# General formula for the exponential of a block matrix

Let $$M = \begin{pmatrix}A& B\\C& D\end{pmatrix}.$$ Is there a general formula for $e^M$ in terms of the sub-matrices $A$, $B$, $C$ and $D$? If not, can anything useful be said about the properties of $e^M$, given properties of its component blocks?

I've tried a few different approaches but haven't got anywhere, mostly because the formula $e^{A + B}=e^Ae^B$ only works if $A$ and $B$ commute.

If it helps, I'm most interested in the case where $M$ is a symmetryic real matrix, and an 'infinitesimal stochastic' matrix in particular. (An infinitesimal stochastic matrix is a symmetric real matrix whose column sums are all zero, and which has no negative off-diagonal elements.) If there are other special sub-classes of matrices for which something useful can be said here, I would be interested to know that.

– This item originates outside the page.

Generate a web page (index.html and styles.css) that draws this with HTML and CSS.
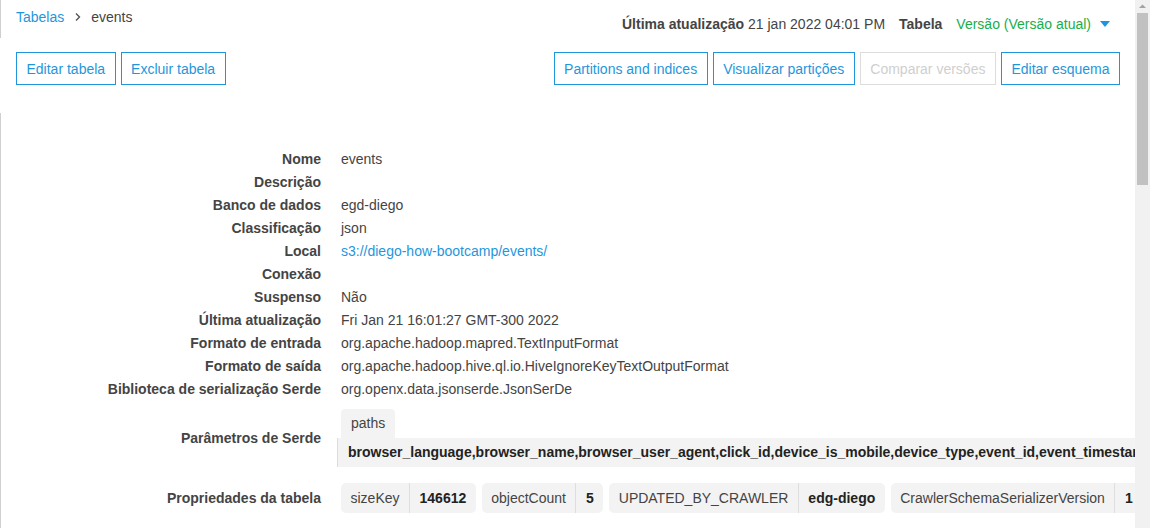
FILE: index.html
```html
<!DOCTYPE html>
<html lang="pt-BR">
<head>
<meta charset="utf-8">
<title>events</title>
<link rel="stylesheet" href="styles.css">
</head>
<body>
<div class="app">
  <main class="main">
    <header class="top">
      <nav class="crumbs">
        <a class="link" href="#">Tabelas</a>
        <svg class="chev" width="8" height="10" viewBox="0 0 8 10"><path d="M2 1.5 L5.5 5 L2 8.5" fill="none" stroke="#555" stroke-width="1.4"/></svg>
        <span class="current">events</span>
      </nav>
      <div class="meta">
        <span><b>Última atualização</b> 21 jan 2022 04:01 PM</span>
        <b class="meta-tab">Tabela</b>
        <span class="version">Versão (Versão atual)</span>
        <svg class="caret" width="10" height="6" viewBox="0 0 10 6"><path d="M0 0 H10 L5 6 Z" fill="#1f96dc"/></svg>
      </div>
    </header>
    <div class="actions">
      <div class="group">
        <button class="btn">Editar tabela</button>
        <button class="btn">Excluir tabela</button>
      </div>
      <div class="group">
        <button class="btn">Partitions and indices</button>
        <button class="btn">Visualizar partições</button>
        <button class="btn disabled">Comparar versões</button>
        <button class="btn">Editar esquema</button>
      </div>
    </div>
    <section class="details">
      <div class="row"><div class="label">Nome</div><div class="value">events</div></div>
      <div class="row"><div class="label">Descrição</div><div class="value"></div></div>
      <div class="row"><div class="label">Banco de dados</div><div class="value">egd-diego</div></div>
      <div class="row"><div class="label">Classificação</div><div class="value">json</div></div>
      <div class="row"><div class="label">Local</div><div class="value"><a class="link" href="#">s3://diego-how-bootcamp/events/</a></div></div>
      <div class="row"><div class="label">Conexão</div><div class="value"></div></div>
      <div class="row"><div class="label">Suspenso</div><div class="value">Não</div></div>
      <div class="row"><div class="label">Última atualização</div><div class="value">Fri Jan 21 16:01:27 GMT-300 2022</div></div>
      <div class="row"><div class="label">Formato de entrada</div><div class="value">org.apache.hadoop.mapred.TextInputFormat</div></div>
      <div class="row"><div class="label">Formato de saída</div><div class="value">org.apache.hadoop.hive.ql.io.HiveIgnoreKeyTextOutputFormat</div></div>
      <div class="row"><div class="label">Biblioteca de serialização Serde</div><div class="value">org.openx.data.jsonserde.JsonSerDe</div></div>
      <div class="row serde">
        <div class="label">Parâmetros de Serde</div>
        <div class="value">
          <div class="param-key">paths</div>
          <div class="param-val">browser_language,browser_name,browser_user_agent,click_id,device_is_mobile,device_type,event_id,event_timestamp</div>
        </div>
      </div>
      <div class="row props">
        <div class="label">Propriedades da tabela</div>
        <div class="value chips">
          <div class="chip"><span class="k">sizeKey</span><span class="v">146612</span></div>
          <div class="chip"><span class="k">objectCount</span><span class="v">5</span></div>
          <div class="chip"><span class="k">UPDATED_BY_CRAWLER</span><span class="v">edg-diego</span></div>
          <div class="chip"><span class="k">CrawlerSchemaSerializerVersion</span><span class="v">1</span></div>
        </div>
      </div>
    </section>
  </main>
  <div class="scrollbar">
    <svg class="sb-arrow" width="15" height="13" viewBox="0 0 15 13"><path d="M4 8 L7.5 4.5 L11 8 Z" fill="#a3a3a3"/></svg>
    <div class="sb-thumb"></div>
  </div>
</div>
</body>
</html>
```
FILE: styles.css
```css
html, body {
  margin: 0;
  padding: 0;
  background: #fff;
}
body {
  font-family: "Liberation Sans", Arial, sans-serif;
  font-size: 14px;
  color: #444;
}
b, .label, .param-val, .chip .v {
  font-weight: 700;
}
.app {
  display: flex;
  height: 528px;
  overflow: hidden;
}
.main {
  flex: 1;
  min-width: 0;
  overflow: hidden;
}
.link {
  color: #1f96dc;
  text-decoration: none;
}
.top {
  display: flex;
  justify-content: space-between;
  align-items: flex-start;
  height: 38px;
  padding: 0 25px 0 15px;
  border-left: 1px solid #cfcfcf;
  box-sizing: border-box;
}
.crumbs {
  display: flex;
  align-items: center;
  padding-top: 7px;
  line-height: 20px;
}
.chev {
  margin: 0 9px 0 10px;
}
.current { color: #444; }
.meta {
  display: flex;
  align-items: center;
  padding-top: 14px;
  line-height: 20px;
  color: #444;
}
.meta b { color: #444; }
.meta-tab { margin-left: 14px; }
.version {
  margin-left: 14px;
  color: #17ae4b;
}
.caret { margin-left: 9px; }
.actions {
  display: flex;
  justify-content: space-between;
  padding: 14px 15px 0 16px;
}
.group {
  display: flex;
  gap: 5px;
}
.btn {
  font-family: inherit;
  font-size: 14px;
  height: 33px;
  padding: 0 9.5px;
  background: #fff;
  color: #1f96dc;
  border: 1px solid #1f96dc;
  border-radius: 0;
}
.btn.disabled {
  color: #cfcfcf;
  border-color: #dcdcdc;
}
.details {
  box-sizing: border-box;
  border-left: 1px solid #cfcfcf;
  margin-top: 28px;
  padding-top: 35px;
  height: 500px;
}
.row {
  display: grid;
  grid-template-columns: 320px 1fr;
  column-gap: 20px;
  line-height: 23px;
  align-items: center;
}
.label {
  text-align: right;
  color: #444;
  white-space: nowrap;
}
.value {
  color: #444;
  white-space: nowrap;
  min-height: 23px;
  min-width: 0;
}
.serde { margin-top: 8px; }
.param-key {
  display: inline-block;
  background: #f3f3f3;
  padding: 3px 10px;
  border-radius: 4px 4px 0 0;
}
.param-val {
  margin-left: -4px;
  background: #f3f3f3;
  border-left: 1px solid #dcdcdc;
  padding: 3px 10px;
  color: #222;
  overflow: hidden;
}
.props { margin-top: 16px; }
.chips {
  display: flex;
  gap: 6px;
}
.chip {
  display: flex;
  flex: none;
  background: #f3f3f3;
  border-radius: 5px;
  line-height: 30px;
}
.chip .k {
  padding: 0 9.5px;
  border-right: 1px solid #dedede;
}
.chip .v {
  padding: 0 9.5px;
  color: #222;
}
.scrollbar {
  width: 15px;
  flex: none;
  background: #f1f1f1;
  display: flex;
  flex-direction: column;
  align-items: center;
}
.sb-arrow { display: block; }
.sb-thumb {
  width: 11px;
  height: 172px;
  background: #c1c1c1;
}
```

• the case where $M$ is a real symmetric matrix, or where the sub-matrices are? – Thoth Oct 23 '15 at 5:33
• Since any matrix $M$ can be represented in block form as indicated, it is unclear why any special expression for the exponential of $M$ ought to be expected. – hardmath Oct 23 '15 at 5:39
• @Thoth the case where $M$ is - I've clarified in the question – Nathaniel Oct 23 '15 at 7:01
• @hardmath that's a good point. (I was coming from the point of view of "it would be really useful to me if there was a formula for this," not "I have some reason to expect there would be a formula for this.") I've edited the question to ask whether there's anything else that can be said about $e^M$, given properties of its component blocks. – Nathaniel Oct 23 '15 at 7:02
• I doubt you can say much about $A,B,C,D$, but if $M$ is symmetric then it has an eigen-decomp as $M=P^TDP$ and so I think you have $e^M=P^Te^DP$. I don't know if that helps any. $D$ contains the (possibly absolute value or squared can't remember) eigenvalues of $M$, but unless the top right or bottom left block is the zero block, there is no relationship known between the eigenvalues of the blocks and the eigenvalues of $M$. – Thoth Oct 23 '15 at 8:35

If $$M$$ is a squared symmetric real matrix then $$\begin{equation} M=\begin{pmatrix} A & B \\ B^\top & C\end{pmatrix}. \end{equation}$$ If $$B=0$$, then $$\begin{equation} \exp(M)=\begin{pmatrix} \exp(A) & 0 \\ 0 & \exp(C)\end{pmatrix}. \end{equation}$$
Moreover, since $$M$$ is symmetric positive semidefinite then it is diagonalizable, i.e. $$M=V D V^\top$$ with $$D$$ diagonal matrix and $$V$$ orthogonal matrix where each column is an eigenvector of $$M$$. If you work a bit with the relation $$\begin{equation}\begin{pmatrix} D_1 & 0 \\ 0 & D_2\end{pmatrix}= D=V^\top M V = \begin{pmatrix} V_1^\top & V_3^\top \\ V_2^\top & V_4^\top\end{pmatrix}\begin{pmatrix} A & B \\ B^\top & C\end{pmatrix}\begin{pmatrix} V_1 & V_2 \\ V_3 & V_4\end{pmatrix}.\end{equation}$$ you might find the block diagonal matrices $$D_1$$ and $$D_2$$ and block matrices $$V_1$$, $$V_2$$, $$V_3$$ and $$V_4$$. Hence you can apply $$\exp(M)=V\exp(D)V^\top$$.